____ GIVEN DATA

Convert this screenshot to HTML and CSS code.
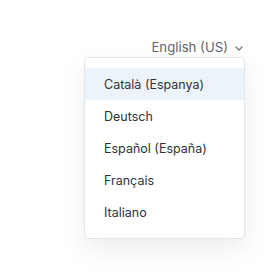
FILE: index.html
```html
<!DOCTYPE html>
<html lang="en">
<head>
    <meta charset="UTF-8">
    <meta name="viewport" content="width=device-width, initial-scale=1.0">
    <title>Language</title>
    <link rel="stylesheet" href="styles.css">
</head>
<body>
    <div class="lang-picker">
        <button class="lang-toggle">
            <span>English (US)</span>
            <svg class="chevron" width="8" height="5" viewBox="0 0 8 5" fill="none">
                <path d="M1 1l3 3 3-3" stroke="#6b7280" stroke-width="1.2" stroke-linecap="round" stroke-linejoin="round"/>
            </svg>
        </button>

        <!-- Language menu -->
        <ul class="lang-menu">
            <li class="active">Català (Espanya)</li>
            <li>Deutsch</li>
            <li>Español (España)</li>
            <li>Français</li>
            <li>Italiano</li>
        </ul>
    </div>
</body>
</html>
```

FILE: styles.css
```css
* {
    box-sizing: border-box;
    margin: 0;
    padding: 0;
}

body {
    font-family: 'Inter', sans-serif;
    background-color: #ffffff;
    width: 267px;
    height: 276px;
    overflow: hidden;
}

.lang-picker {
    display: flex;
    flex-direction: column;
    align-items: flex-end;
    padding: 37px 22px 0 0;
}

.lang-toggle {
    display: flex;
    align-items: center;
    gap: 7px;
    border: none;
    background: none;
    font-family: inherit;
    font-size: 13.2px;
    color: #5f6673;
    height: 20px;
    padding-right: 2px;
}

.chevron {
    margin-top: 2px;
}

.lang-menu {
    list-style: none;
    width: 161px;
    padding: 10px 0 10px;
    background-color: #ffffff;
    border: 1px solid #e3e6ea;
    border-radius: 4px;
    box-shadow: 0 10px 24px rgba(60, 80, 70, 0.1);
}

.lang-menu li {
    height: 32px;
    line-height: 33px;
    padding-left: 19px;
    font-size: 12.5px;
    color: #2f3237;
}

.lang-menu li.active {
    background-color: #edf3fa;
}
```
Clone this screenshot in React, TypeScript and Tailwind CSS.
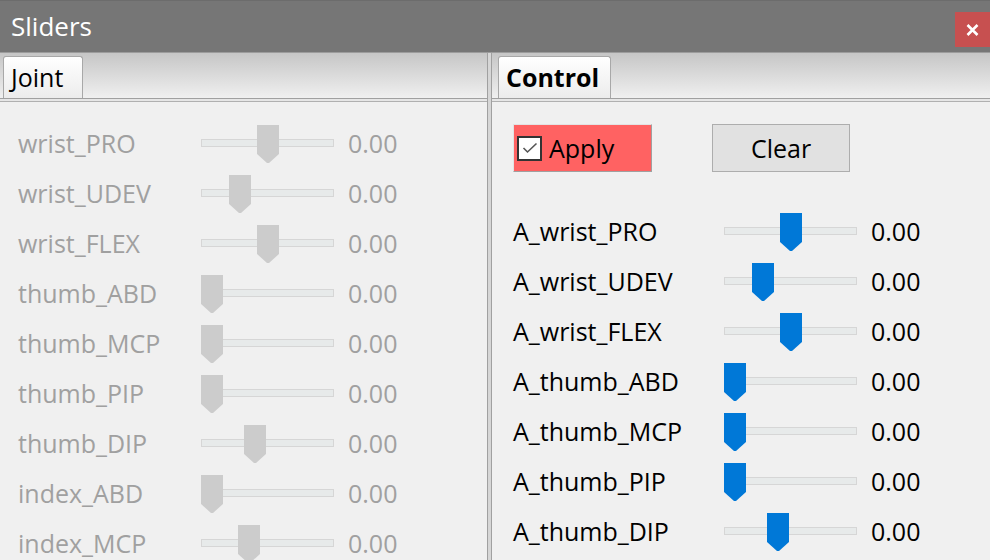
import React from "react";

const joints = [
  { name: "wrist_PRO", pos: 56 },
  { name: "wrist_UDEV", pos: 28 },
  { name: "wrist_FLEX", pos: 56 },
  { name: "thumb_ABD", pos: 0 },
  { name: "thumb_MCP", pos: 0 },
  { name: "thumb_PIP", pos: 0 },
  { name: "thumb_DIP", pos: 43 },
  { name: "index_ABD", pos: 0 },
  { name: "index_MCP", pos: 37 },
];

const controls = [
  { name: "A_wrist_PRO", pos: 56 },
  { name: "A_wrist_UDEV", pos: 28 },
  { name: "A_wrist_FLEX", pos: 56 },
  { name: "A_thumb_ABD", pos: 0 },
  { name: "A_thumb_MCP", pos: 0 },
  { name: "A_thumb_PIP", pos: 0 },
  { name: "A_thumb_DIP", pos: 43 },
];

const font = { fontFamily: '"Open Sans", "Noto Sans", sans-serif' };

const Slider = ({ pos, enabled }: { pos: number; enabled: boolean }) => {
  return (
    <div className="relative h-2 w-[133px] border border-[#d6d6d6] bg-[#e7eaea]">
      <svg
        width="22"
        height="38"
        viewBox="0 0 22 38"
        className="absolute top-[-15px]"
        style={{ left: pos - 1 }}
      >
        <polygon
          points="0,0 22,0 22,29 12,38 10,38 0,29"
          fill={enabled ? "#0078d7" : "#cccccc"}
        />
      </svg>
    </div>
  );
};

const Row = (props: any) => {
  const { name, pos, enabled, labelW } = props;
  const color = enabled ? "text-black" : "text-[#a0a0a0]";
  return (
    <div className="flex h-[50px] items-center">
      <div className={"text-[25px] leading-none " + color} style={{ width: labelW }}>
        {name}
      </div>
      <Slider pos={pos} enabled={enabled} />
      <div className={"ml-[14px] text-[25px] leading-none " + color}>0.00</div>
    </div>
  );
};

const TabBar = ({ label, bold, tabCls }: { label: string; bold?: boolean; tabCls: string }) => {
  return (
    <div className="flex h-[49px] flex-col">
      <div className="flex h-[46px] items-end border-b border-[#a0a0a0] bg-gradient-to-b from-[#c6c6c6] to-[#f0f0f0]">
        <div
          className={
            tabCls +
            " flex h-[42px] items-center rounded-t-[3px] border border-b-0 border-[#a8a8a8] bg-gradient-to-b from-white to-[#ececec] pl-[7px] text-[25px] text-black " +
            (bold ? "font-bold" : "")
          }
        >
          {label}
        </div>
      </div>
      <div className="h-[2px] bg-[#e6e6e6]" />
      <div className="h-px bg-[#b0b0b0]" />
    </div>
  );
};

export default function App() {
  return (
    <div className="flex h-[560px] w-[990px] flex-col overflow-hidden bg-[#f0f0f0]" style={font}>
      {/* title bar */}
      <div className="flex h-[53px] shrink-0 items-start justify-between border-t border-[#6c6c6c] border-b border-b-[#9c9c9c] bg-[#767676]">
        <div className="ml-[11px] mt-[12px] text-[26px] leading-none text-white">Sliders</div>
        <div className="mt-[11px] flex h-[35px] w-[35px] items-center justify-center bg-[#c75050]">
          <svg width="13" height="12" viewBox="0 0 13 12">
            <path d="M1.5 1 L11.5 11 M11.5 1 L1.5 11" stroke="white" strokeWidth="2.6" />
          </svg>
        </div>
      </div>

      <div className="flex flex-1">
        {/* left panel */}
        <div className="flex w-[487px] flex-col">
          <TabBar label="Joint" tabCls="ml-[3px] w-[80px]" />
          <div className="pl-[18px] pt-[16px]">
            {joints.map((j) => (
              <Row key={j.name} name={j.name} pos={j.pos} enabled={false} labelW={183} />
            ))}
          </div>
        </div>

        {/* splitter */}
        <div className="w-[5px] border-x border-[#a0a0a0] bg-[#d6d6d6]" />

        {/* right panel */}
        <div className="flex flex-1 flex-col">
          <TabBar label="Control" bold tabCls="ml-[6px] w-[113px]" />
          <div className="pl-[21px] pt-[22px]">
            <div className="flex gap-[60px]">
              <div className="flex h-[48px] w-[139px] items-center border border-t-[#e3e3e3] border-l-[#e3e3e3] border-b-[#a0a0a0] border-r-[#a0a0a0] bg-[#ff6262] pl-[3px]">
                <div className="flex h-[25px] w-[25px] items-center justify-center border-2 border-[#333333] bg-white">
                  <svg width="16" height="12" viewBox="0 0 16 12">
                    <path d="M1.5 6 L5.5 10 L14.5 1.5" stroke="#555555" strokeWidth="1.6" fill="none" />
                  </svg>
                </div>
                <span className="ml-[7px] text-[25px] leading-none text-black">Apply</span>
              </div>
              <div className="flex h-[48px] w-[138px] items-center justify-center border border-[#adadad] bg-[#e1e1e1] text-[25px] leading-none text-black">
                Clear
              </div>
            </div>
            <div className="pt-[34px]">
              {controls.map((c) => (
                <Row key={c.name} name={c.name} pos={c.pos} enabled labelW={211} />
              ))}
            </div>
          </div>
        </div>
      </div>
    </div>
  );
}
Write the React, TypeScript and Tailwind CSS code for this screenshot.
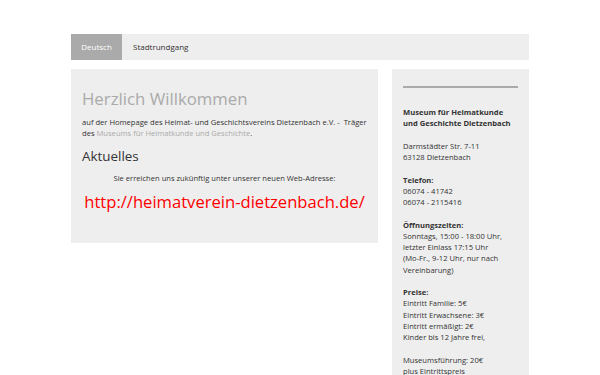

________

**PROMPT**. From the first line of the material down to the line containing "import React from", inclusive, return each line exactly, skipping any picture.

**RESPONSE**.
Convert this screenshot to HTML and CSS code.
FILE: index.html
```html
<!DOCTYPE html>
<html lang="en">
<head>
    <meta charset="UTF-8">
    <meta name="viewport" content="width=device-width, initial-scale=1.0">
    <title>Language</title>
    <link rel="stylesheet" href="styles.css">
</head>
<body>
    <div class="lang-picker">
        <button class="lang-toggle">
            <span>English (US)</span>
            <svg class="chevron" width="8" height="5" viewBox="0 0 8 5" fill="none">
                <path d="M1 1l3 3 3-3" stroke="#6b7280" stroke-width="1.2" stroke-linecap="round" stroke-linejoin="round"/>
            </svg>
        </button>

        <!-- Language menu -->
        <ul class="lang-menu">
            <li class="active">Català (Espanya)</li>
            <li>Deutsch</li>
            <li>Español (España)</li>
            <li>Français</li>
            <li>Italiano</li>
        </ul>
    </div>
</body>
</html>
```

FILE: styles.css
```css
* {
    box-sizing: border-box;
    margin: 0;
    padding: 0;
}

body {
    font-family: 'Inter', sans-serif;
    background-color: #ffffff;
    width: 267px;
    height: 276px;
    overflow: hidden;
}

.lang-picker {
    display: flex;
    flex-direction: column;
    align-items: flex-end;
    padding: 37px 22px 0 0;
}

.lang-toggle {
    display: flex;
    align-items: center;
    gap: 7px;
    border: none;
    background: none;
    font-family: inherit;
    font-size: 13.2px;
    color: #5f6673;
    height: 20px;
    padding-right: 2px;
}

.chevron {
    margin-top: 2px;
}

.lang-menu {
    list-style: none;
    width: 161px;
    padding: 10px 0 10px;
    background-color: #ffffff;
    border: 1px solid #e3e6ea;
    border-radius: 4px;
    box-shadow: 0 10px 24px rgba(60, 80, 70, 0.1);
}

.lang-menu li {
    height: 32px;
    line-height: 33px;
    padding-left: 19px;
    font-size: 12.5px;
    color: #2f3237;
}

.lang-menu li.active {
    background-color: #edf3fa;
}
```
Clone this screenshot in React, TypeScript and Tailwind CSS.
import React from "react";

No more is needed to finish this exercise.